───── PROVIDED DATA

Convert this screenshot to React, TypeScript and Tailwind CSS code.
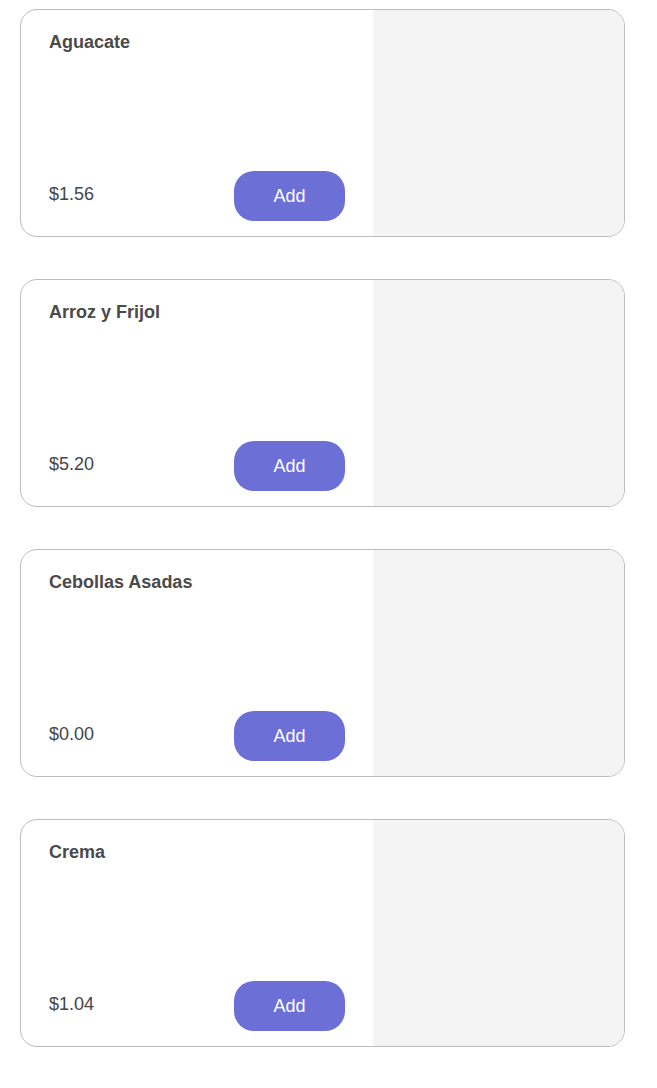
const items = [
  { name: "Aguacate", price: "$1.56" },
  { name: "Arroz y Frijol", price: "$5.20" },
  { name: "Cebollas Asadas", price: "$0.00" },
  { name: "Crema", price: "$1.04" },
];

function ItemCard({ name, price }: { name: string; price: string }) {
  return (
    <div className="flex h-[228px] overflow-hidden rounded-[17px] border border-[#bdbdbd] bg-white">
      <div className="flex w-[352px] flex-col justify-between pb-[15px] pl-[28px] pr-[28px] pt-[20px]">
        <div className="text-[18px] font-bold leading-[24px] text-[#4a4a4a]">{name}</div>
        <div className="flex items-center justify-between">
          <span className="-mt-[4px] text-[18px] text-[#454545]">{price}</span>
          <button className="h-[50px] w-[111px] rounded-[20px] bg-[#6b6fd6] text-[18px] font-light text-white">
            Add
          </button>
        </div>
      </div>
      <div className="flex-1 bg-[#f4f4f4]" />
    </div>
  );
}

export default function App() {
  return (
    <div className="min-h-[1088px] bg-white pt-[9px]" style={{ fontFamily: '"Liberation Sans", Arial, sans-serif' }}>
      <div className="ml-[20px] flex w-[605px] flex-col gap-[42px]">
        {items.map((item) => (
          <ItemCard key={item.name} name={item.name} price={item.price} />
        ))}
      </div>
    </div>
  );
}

──────────
───── PROVIDED DATA

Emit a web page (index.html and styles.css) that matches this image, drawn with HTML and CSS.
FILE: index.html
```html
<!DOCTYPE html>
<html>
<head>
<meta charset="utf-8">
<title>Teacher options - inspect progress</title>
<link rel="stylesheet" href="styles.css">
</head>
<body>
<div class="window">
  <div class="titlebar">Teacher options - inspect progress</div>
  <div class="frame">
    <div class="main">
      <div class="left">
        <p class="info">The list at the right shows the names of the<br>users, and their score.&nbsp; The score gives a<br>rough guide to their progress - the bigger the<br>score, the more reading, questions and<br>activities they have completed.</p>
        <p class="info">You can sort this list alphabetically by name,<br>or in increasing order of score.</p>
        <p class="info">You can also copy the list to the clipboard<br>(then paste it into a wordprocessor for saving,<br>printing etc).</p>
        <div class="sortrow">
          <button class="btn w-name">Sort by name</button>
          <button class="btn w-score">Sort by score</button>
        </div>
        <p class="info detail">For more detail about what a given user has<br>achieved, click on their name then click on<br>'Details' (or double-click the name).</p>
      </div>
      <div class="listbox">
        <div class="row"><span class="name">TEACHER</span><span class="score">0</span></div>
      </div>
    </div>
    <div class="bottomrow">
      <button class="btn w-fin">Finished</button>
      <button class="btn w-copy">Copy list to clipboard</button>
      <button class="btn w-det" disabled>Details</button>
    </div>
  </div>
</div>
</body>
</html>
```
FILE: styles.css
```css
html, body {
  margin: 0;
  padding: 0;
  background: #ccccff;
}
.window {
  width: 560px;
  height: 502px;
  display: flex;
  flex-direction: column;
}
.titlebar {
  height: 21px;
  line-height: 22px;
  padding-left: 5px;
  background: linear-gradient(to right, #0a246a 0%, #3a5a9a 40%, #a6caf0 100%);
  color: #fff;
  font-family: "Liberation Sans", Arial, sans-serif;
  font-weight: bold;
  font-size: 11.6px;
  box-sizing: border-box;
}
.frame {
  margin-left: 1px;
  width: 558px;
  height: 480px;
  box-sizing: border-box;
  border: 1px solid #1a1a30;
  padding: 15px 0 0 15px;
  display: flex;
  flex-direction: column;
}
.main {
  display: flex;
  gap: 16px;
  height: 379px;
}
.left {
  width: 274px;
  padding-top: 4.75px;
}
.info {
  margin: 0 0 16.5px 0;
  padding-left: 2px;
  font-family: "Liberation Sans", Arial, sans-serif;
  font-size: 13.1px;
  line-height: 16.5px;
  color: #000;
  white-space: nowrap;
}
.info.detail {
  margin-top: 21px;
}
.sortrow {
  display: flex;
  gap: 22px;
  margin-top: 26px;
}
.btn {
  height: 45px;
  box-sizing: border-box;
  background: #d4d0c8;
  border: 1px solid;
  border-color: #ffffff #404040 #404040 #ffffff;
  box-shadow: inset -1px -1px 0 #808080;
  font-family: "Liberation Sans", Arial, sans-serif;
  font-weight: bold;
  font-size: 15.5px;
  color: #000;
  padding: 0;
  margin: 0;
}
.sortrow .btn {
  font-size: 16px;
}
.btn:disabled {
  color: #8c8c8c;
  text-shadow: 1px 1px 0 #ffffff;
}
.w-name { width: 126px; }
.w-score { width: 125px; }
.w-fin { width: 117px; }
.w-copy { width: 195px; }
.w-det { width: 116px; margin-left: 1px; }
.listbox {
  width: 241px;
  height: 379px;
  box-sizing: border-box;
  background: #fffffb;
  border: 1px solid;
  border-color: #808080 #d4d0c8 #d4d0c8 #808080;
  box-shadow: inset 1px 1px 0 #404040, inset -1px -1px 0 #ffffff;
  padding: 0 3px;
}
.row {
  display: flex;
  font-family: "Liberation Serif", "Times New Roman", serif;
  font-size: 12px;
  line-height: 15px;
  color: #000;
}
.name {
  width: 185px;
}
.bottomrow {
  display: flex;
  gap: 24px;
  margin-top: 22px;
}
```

──────────
───── PROVIDED DATA

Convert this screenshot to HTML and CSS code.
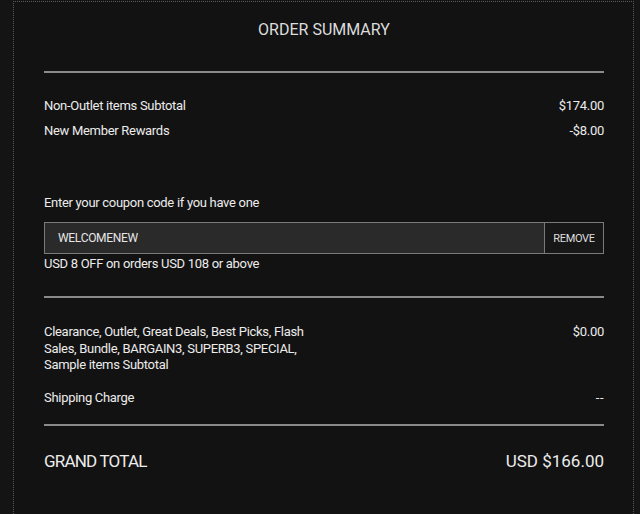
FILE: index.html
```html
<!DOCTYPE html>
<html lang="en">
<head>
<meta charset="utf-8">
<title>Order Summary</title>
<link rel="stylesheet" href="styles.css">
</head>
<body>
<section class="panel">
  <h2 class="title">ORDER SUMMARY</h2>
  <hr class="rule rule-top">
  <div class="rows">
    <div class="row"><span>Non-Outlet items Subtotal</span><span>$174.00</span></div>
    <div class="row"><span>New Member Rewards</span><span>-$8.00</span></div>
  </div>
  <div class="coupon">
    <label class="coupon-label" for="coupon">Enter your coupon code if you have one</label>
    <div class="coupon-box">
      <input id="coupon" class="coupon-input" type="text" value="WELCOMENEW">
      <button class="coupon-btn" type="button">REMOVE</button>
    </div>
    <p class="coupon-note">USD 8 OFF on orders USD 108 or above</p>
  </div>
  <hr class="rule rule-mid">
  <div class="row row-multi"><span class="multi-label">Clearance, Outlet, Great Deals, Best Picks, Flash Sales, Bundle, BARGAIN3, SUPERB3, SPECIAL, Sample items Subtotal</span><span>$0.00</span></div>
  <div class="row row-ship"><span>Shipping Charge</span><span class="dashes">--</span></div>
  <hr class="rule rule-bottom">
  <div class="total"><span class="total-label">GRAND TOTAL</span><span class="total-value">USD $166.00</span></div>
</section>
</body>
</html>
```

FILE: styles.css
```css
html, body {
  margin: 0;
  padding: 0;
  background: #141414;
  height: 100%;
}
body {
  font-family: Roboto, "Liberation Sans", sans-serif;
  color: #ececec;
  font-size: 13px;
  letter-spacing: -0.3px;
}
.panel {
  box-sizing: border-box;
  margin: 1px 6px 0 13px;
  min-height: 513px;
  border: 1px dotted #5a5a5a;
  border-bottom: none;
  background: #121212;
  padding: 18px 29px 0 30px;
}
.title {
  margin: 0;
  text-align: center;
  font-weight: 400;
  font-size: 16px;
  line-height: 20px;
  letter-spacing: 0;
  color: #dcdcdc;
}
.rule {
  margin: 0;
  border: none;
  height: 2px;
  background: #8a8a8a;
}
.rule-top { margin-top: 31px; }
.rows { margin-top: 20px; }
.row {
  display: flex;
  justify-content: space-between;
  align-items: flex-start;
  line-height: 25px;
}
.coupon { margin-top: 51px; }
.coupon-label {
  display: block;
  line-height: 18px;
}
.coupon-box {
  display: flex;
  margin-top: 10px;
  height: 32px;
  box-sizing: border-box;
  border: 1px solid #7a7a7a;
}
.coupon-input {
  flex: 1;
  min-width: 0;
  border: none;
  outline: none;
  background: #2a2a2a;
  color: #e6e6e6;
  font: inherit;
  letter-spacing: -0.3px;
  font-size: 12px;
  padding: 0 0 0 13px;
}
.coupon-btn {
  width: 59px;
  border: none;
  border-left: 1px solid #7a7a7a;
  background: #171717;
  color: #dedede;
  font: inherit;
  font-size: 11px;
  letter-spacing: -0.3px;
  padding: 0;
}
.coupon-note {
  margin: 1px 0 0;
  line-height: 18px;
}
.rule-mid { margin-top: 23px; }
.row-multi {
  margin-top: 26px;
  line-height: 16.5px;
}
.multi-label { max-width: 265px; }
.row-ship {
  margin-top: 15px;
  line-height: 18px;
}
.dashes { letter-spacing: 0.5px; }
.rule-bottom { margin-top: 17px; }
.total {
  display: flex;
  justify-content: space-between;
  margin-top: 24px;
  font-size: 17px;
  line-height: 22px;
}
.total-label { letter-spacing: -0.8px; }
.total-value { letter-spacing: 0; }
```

──────────

GOAL ▸ Please list every line of the records that contains "this".

FINISHED ANSWER ▸
Convert this screenshot to React, TypeScript and Tailwind CSS code.
Emit a web page (index.html and styles.css) that matches this image, drawn with HTML and CSS.
        <p class="info">You can sort this list alphabetically by name,<br>or in increasing order of score.</p>
Convert this screenshot to HTML and CSS code.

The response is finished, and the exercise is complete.